Immunity in Nature
In a laboratory bacteria facing increasingly powerful
barriers of antibiotics between them and a source of
food took less than two weeks of dying in large
numbers but survivors mutuating sufficiently to pass
through these antibiotic barriers and enjoy their
Rob Dunn, Never Home Alone (Basic Books, 2018).
Our eco-choice lesson? Trying to kill bacteria with antibiotics will inevitably generate bacteria that are resistant to the antibiotics. Therefore, this should almost never be our choice, because it is not a sustainable choice.
What eco-choices do we have?
Our bodies’ immune systems have evolved to capture and kill bacteria that enter our bodies and pose a threat to our health. This is happening all the time. Vaccines help our immune systems focus on a known threat, such as COVID-19. Choosing to be vaccinated strengthens our immune systems.

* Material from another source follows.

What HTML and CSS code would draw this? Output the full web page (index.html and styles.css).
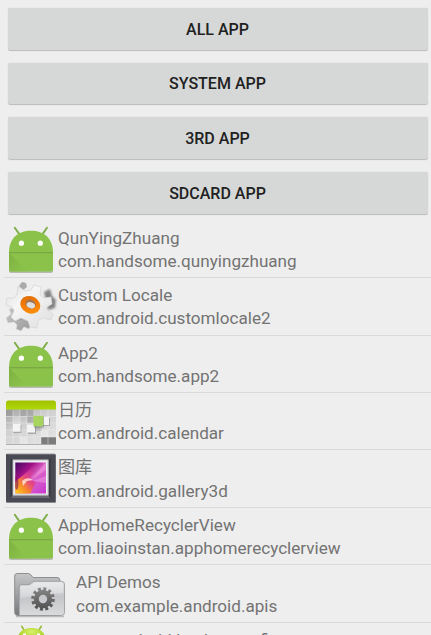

Our human immune system is nature’s way of evolving to protect us from bacteria and other microbes that attack our cells after entering our body in the food or liquid we ingest or the air we breathe.
Living More Ecologically
Debra Levey Larson of the University of Illinois College of Agricultural Consumer and Environmental Sciences says research “has found evidence that spending time in nature provides protections against a startling range of diseases, including depression, diabetes, obesity, ADHD, cardiovascular disease, cancer, and many more.”

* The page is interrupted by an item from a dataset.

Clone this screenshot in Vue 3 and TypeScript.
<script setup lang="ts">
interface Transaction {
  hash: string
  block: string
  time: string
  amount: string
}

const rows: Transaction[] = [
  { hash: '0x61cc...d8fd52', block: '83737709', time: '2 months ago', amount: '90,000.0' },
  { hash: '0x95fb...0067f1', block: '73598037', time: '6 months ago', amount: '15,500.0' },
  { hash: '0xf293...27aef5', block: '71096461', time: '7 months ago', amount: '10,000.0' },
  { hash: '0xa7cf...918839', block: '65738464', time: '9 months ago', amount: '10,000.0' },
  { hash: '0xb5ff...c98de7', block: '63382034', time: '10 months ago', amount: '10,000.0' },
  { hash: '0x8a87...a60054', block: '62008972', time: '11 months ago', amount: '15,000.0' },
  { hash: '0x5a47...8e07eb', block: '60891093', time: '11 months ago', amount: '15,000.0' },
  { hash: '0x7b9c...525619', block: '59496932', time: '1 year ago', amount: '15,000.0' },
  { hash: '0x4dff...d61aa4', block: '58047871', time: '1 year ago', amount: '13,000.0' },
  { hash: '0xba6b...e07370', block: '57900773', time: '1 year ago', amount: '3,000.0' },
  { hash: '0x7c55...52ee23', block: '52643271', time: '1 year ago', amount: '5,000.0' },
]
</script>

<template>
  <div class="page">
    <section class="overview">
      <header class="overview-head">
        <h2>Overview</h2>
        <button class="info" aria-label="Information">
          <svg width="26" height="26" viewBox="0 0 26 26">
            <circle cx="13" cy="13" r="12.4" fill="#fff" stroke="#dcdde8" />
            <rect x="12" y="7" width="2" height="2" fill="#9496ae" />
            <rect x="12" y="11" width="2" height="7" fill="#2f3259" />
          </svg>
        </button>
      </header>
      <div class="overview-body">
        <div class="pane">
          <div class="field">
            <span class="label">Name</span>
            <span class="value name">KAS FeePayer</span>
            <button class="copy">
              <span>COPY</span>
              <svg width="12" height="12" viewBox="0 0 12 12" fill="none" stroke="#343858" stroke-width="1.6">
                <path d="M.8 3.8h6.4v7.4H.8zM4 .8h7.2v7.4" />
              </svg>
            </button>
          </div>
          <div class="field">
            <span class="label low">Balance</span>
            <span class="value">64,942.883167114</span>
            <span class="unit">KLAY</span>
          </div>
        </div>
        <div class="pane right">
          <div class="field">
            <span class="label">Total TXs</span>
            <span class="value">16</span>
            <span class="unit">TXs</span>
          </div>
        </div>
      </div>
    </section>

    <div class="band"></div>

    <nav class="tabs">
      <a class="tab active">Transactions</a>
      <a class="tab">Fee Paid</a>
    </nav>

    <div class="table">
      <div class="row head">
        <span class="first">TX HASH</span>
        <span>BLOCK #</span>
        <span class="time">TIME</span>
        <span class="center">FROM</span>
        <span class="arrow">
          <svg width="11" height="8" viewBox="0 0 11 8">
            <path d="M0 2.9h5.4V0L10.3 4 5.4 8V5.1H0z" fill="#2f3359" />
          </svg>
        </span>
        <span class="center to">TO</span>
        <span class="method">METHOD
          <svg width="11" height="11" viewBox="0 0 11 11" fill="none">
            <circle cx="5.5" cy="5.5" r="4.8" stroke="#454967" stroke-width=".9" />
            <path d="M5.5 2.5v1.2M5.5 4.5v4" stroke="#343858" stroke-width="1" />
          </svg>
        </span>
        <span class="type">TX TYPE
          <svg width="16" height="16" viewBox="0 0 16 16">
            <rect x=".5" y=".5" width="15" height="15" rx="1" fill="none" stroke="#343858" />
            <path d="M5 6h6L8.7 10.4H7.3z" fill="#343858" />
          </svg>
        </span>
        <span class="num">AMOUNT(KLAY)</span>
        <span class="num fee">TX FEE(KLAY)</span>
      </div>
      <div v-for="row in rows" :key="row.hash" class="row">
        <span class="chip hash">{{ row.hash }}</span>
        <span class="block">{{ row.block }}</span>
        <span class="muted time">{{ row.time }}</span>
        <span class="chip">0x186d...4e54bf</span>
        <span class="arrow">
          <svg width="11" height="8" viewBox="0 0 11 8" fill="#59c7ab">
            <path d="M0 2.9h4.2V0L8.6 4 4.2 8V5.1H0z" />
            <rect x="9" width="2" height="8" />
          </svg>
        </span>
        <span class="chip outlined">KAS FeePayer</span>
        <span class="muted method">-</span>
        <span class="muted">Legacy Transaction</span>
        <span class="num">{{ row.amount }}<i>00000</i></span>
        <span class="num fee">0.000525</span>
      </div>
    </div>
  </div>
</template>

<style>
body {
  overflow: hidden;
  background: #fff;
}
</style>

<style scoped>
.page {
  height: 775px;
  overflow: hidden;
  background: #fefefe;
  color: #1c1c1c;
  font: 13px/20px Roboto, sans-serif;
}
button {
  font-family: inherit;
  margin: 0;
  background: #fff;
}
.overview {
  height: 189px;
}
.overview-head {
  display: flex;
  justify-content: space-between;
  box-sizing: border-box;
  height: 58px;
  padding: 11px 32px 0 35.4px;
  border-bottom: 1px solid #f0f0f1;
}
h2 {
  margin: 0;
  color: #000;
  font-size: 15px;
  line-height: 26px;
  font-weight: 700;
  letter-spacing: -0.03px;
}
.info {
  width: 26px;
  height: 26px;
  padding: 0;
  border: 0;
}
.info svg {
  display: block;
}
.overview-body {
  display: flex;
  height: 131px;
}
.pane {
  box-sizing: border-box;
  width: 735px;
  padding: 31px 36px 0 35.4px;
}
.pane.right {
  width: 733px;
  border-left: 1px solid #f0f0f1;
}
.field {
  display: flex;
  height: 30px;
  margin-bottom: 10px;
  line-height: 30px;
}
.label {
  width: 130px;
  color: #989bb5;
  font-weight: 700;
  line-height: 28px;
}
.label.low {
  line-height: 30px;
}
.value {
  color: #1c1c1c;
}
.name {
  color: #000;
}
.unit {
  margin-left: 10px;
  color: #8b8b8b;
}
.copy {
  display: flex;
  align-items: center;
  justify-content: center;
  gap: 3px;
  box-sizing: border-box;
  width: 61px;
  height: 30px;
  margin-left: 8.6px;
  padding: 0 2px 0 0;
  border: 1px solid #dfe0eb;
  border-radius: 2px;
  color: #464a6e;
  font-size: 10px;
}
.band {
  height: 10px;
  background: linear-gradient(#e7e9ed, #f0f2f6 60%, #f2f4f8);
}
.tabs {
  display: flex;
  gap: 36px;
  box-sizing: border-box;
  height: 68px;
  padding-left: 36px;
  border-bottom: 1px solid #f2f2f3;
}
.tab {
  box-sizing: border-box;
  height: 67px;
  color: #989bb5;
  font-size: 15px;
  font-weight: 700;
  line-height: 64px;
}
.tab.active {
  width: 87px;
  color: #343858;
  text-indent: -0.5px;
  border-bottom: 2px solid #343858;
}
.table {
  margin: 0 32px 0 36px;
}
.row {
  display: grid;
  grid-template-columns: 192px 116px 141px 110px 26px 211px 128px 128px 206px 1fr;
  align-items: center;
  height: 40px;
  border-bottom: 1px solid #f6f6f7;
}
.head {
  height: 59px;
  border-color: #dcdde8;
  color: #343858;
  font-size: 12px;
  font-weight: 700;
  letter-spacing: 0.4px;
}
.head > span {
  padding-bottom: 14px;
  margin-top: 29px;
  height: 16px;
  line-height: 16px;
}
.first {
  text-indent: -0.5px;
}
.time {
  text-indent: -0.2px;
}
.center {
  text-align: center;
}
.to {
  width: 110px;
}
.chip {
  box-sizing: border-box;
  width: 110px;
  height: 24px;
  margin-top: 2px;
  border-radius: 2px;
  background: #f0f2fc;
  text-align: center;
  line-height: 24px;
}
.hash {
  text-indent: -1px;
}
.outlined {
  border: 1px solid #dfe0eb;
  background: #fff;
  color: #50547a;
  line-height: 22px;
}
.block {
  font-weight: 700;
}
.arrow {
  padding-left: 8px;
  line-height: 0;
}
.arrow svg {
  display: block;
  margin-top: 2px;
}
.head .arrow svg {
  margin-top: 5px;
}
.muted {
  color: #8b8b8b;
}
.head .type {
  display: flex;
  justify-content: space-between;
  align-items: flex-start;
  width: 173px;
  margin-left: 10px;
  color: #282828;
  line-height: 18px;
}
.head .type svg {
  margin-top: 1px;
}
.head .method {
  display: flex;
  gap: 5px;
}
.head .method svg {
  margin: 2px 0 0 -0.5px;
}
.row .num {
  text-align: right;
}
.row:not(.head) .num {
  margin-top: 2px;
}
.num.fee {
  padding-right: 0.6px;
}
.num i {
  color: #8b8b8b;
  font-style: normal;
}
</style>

Her colleague Ming Kuo explains: “One way
to understand this relationship between nature,
health, and the immune system is that exposure
to nature switches the body into ‘rest and digest’
mode, which is the opposite of the ‘fight or flight’

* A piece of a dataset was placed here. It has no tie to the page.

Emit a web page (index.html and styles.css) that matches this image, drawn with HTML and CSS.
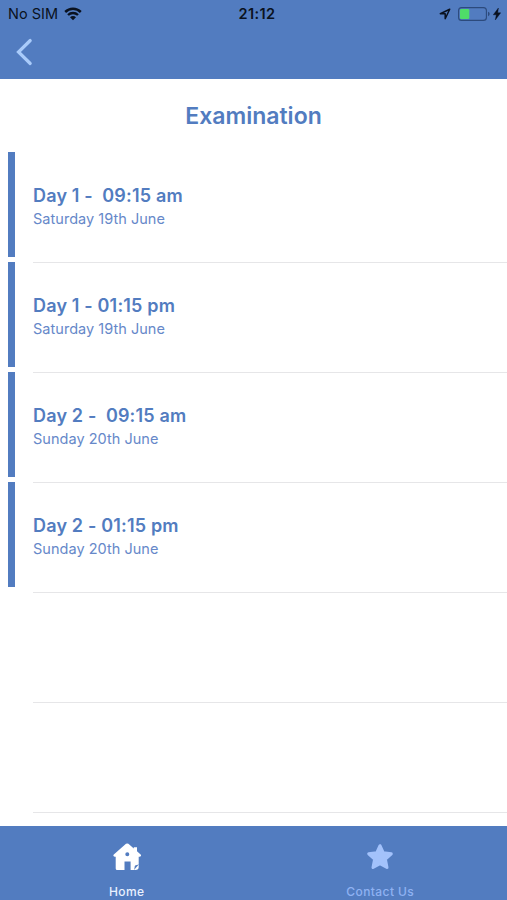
FILE: index.html
```html
<!DOCTYPE html>
<html lang="en">
<head>
    <meta charset="UTF-8">
    <meta name="viewport" content="width=device-width, initial-scale=1.0">
    <title>Examination</title>
    <link rel="stylesheet" href="styles.css">
</head>
<body>
    <div class="app">
        <header class="header">
            <div class="status-bar">
                <div class="status-left">
                    <span class="carrier">No SIM</span>
                    <svg class="wifi" width="18" height="14" viewBox="0 0 18 14" fill="none" stroke="#0a1220">
                        <path d="M1.2 5a11.2 11.2 0 0 1 15.6 0" stroke-width="2.5"/>
                        <path d="M4 8a7.2 7.2 0 0 1 10 0" stroke-width="2.3"/>
                        <path d="M6 10.2a4.2 4.2 0 0 1 6 0L9 13.2z" fill="#0a1220" stroke="none"/>
                    </svg>
                </div>
                <span class="time">21:12</span>
                <div class="status-right">
                    <svg width="12" height="12" viewBox="0 0 12 12" fill="none" stroke="#0a1220" stroke-width="1.5" stroke-linejoin="round">
                        <path d="M10.7 1.3L1.3 5.8h4.9v4.9z"/>
                    </svg>
                    <svg class="battery" width="32" height="14" viewBox="0 0 32 14">
                        <rect x="0.6" y="0.6" width="27.8" height="12.8" rx="3" fill="none" stroke="#2c4a7c" stroke-width="1.1"/>
                        <rect x="2" y="2" width="9.3" height="10" rx="1.3" fill="#4fdc68"/>
                        <path d="M30 4.8q1.7 .6 1.7 2.2T30 9.2z" fill="#2c4a7c"/>
                    </svg>
                    <svg class="bolt" width="8" height="12" viewBox="0 0 8 12">
                        <path d="M5.4 0L0.3 6.8h3L2.3 12 7.7 4.8h-3z" fill="#0a1220" stroke="#0a1220" stroke-width="0.4"/>
                    </svg>
                </div>
            </div>
            <button class="back" aria-label="Back">
                <svg width="18" height="28" viewBox="0 0 18 28" fill="none" stroke="#a9cbfa" stroke-width="3.2" stroke-linecap="round">
                    <path d="M15.2 2.5L3.5 14l11.7 11.5"/>
                </svg>
            </button>
        </header>

        <main class="content">
            <h1 class="title">Examination</h1>
            <ul class="list">
                <li class="item">
                    <span class="bar"></span>
                    <div class="info">
                        <h2>Day 1 -&nbsp; 09:15 am</h2>
                        <p>Saturday 19th June</p>
                    </div>
                </li>
                <li class="item">
                    <span class="bar"></span>
                    <div class="info">
                        <h2>Day 1 - 01:15 pm</h2>
                        <p>Saturday 19th June</p>
                    </div>
                </li>
                <li class="item">
                    <span class="bar"></span>
                    <div class="info">
                        <h2>Day 2 -&nbsp; 09:15 am</h2>
                        <p>Sunday 20th June</p>
                    </div>
                </li>
                <li class="item">
                    <span class="bar"></span>
                    <div class="info">
                        <h2>Day 2 - 01:15 pm</h2>
                        <p>Sunday 20th June</p>
                    </div>
                </li>
                <li class="item empty"><div class="info"></div></li>
                <li class="item empty"><div class="info"></div></li>
            </ul>
        </main>

        <nav class="tabs">
            <a class="tab active" href="#">
                <svg width="28" height="28" viewBox="0 0 28 28">
                    <path fill="#fff" fill-rule="evenodd" d="M13 .8Q14.200 0 15.400 .8L20.800 5.400V4.200H24V8.200l3.600 3.200q.7 .8 .3 1.500t-1.400 .8H25.700v7.800l-3 .8q-.9.300-1 1.200L21.200 27H17.600v-8.500h-6.100V27H4.200Q2.700 27 2.700 25.500V13.700H1.900q-1 0-1.400-.8t.3-1.500zM14.300 9.200a2 2 0 1 0 0 4 2 2 0 0 0 0-4z"/>
                    <path fill="#fff" d="M25.700 21.500v2.300q0 3.200-3.200 3.200H21z"/>
                </svg>
                <span>Home</span>
            </a>
            <a class="tab" href="#">
                <svg width="28" height="28" viewBox="0 0 28 28">
                    <path fill="#a3c2fb" stroke="#a3c2fb" stroke-width="3" stroke-linejoin="round" d="M14 2.7l3.3 7.1 8 1-5.9 5.4 1.6 8.3-7-3.900-7 3.900 1.600-8.300-5.900-5.400 8-1z"/>
                </svg>
                <span>Contact Us</span>
            </a>
        </nav>
    </div>
</body>
</html>
```
FILE: styles.css
```css
* {
    box-sizing: border-box;
    margin: 0;
    padding: 0;
}
body {
    font-family: Inter, 'Liberation Sans', Arial, sans-serif;
    color: #527cc0;
    background-color: #fff;
}
svg {
    display: block;
}
.app {
    display: flex;
    flex-direction: column;
    height: 900px;
    overflow: hidden;
}
.header {
    height: 79px;
    flex-shrink: 0;
    background-color: #527cc0;
}
.status-bar {
    display: grid;
    grid-template-columns: 1fr auto 1fr;
    align-items: center;
    height: 27px;
    padding: 0 6px 0 8px;
    font-size: 14.5px;
    color: #0a1220;
}
.status-left,
.status-right {
    display: flex;
    align-items: center;
}
.status-left {
    gap: 6px;
}
.status-right {
    justify-content: flex-end;
}
.time {
    padding-left: 5px;
    font-weight: 600;
    letter-spacing: 0.4px;
}
.battery {
    margin-left: 7px;
}
.bolt {
    margin-left: 3px;
}
.back {
    display: block;
    margin: 11px 0 0 15px;
    border: none;
    background: none;
    cursor: pointer;
}
.content {
    flex: 1;
    min-height: 0;
    overflow: hidden;
}
.title {
    height: 73px;
    line-height: 74px;
    font-size: 23px;
    font-weight: 600;
    text-align: center;
}
.list {
    list-style: none;
}
.item {
    display: flex;
    height: 110px;
    padding-left: 8px;
}
.bar {
    width: 6.5px;
    height: 105px;
    margin-right: 18.5px;
    background-color: #527cc0;
}
.info {
    flex: 1;
    height: 111px;
    padding-top: 32px;
    border-bottom: 1px solid #e6e6e8;
}
.info h2 {
    line-height: 24px;
    font-size: 18px;
    font-weight: 600;
    letter-spacing: 0.17px;
}
.info p {
    line-height: 22px;
    font-size: 14.5px;
    letter-spacing: 0.03px;
    color: #6688c9;
}
.empty .info {
    margin-left: 25px;
}
.tabs {
    display: flex;
    height: 74px;
    flex-shrink: 0;
    background-color: #527cc0;
}
.tab {
    display: flex;
    flex: 1;
    flex-direction: column;
    align-items: center;
    gap: 13px;
    padding-top: 17px;
    font-size: 12px;
    font-weight: 500;
    line-height: 16px;
    letter-spacing: 0.4px;
    text-decoration: none;
    color: #8fb2f2;
}
.tab.active {
    color: #e9f1ff;
}
```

mode. When we feel completely safe, our body
devotes resources to long-term investments that
lead to good health outcomes – growing,
reproducing, and building the immune system.”
Ian Tizard of the College of Veterinary Medicine and Biomedical Sciences at Texas A&M University explains that, like humans: “Animals are under constant threat of microbial invasion. These potential invaders gain access to the body through the intestine and respiratory tract and the skin. The large and diverse microbiota of the intestine serves to protect the intestine from infectious invaders by occupying a niche that precludes other organisms from establishment there.
To prevent microbial invasion, animal immune defenses “include physical barriers such as the skin, which has its own microbiota” that desiccate (dry up) invading micro-organisms. “Inhaled microorganisms and other material are rapidly removed by the mucociliary apparatus, which consists of ciliated epithelial cells and mucus-secreting cells that move inhaled material from the lower to the upper respiratory tract from which they are removed by the cough reflex.
“The second line of defense is a ‘hard-wired’ system of innate immunity that depends on a rapid stereotypical response to stop and kill both bacteria and viruses. This is typified by the process of acute inflammation and by the classic illness responses such as a fever.
"The third line of defense is the highly complex, specific, and long-lasting adaptive immunity. Because an animal accumulates memory cells after exposure to pathogens, adaptive immunity provides an opportunity for the host to respond to exposure by creating a highly specific and effective response to each individual infectious agent.”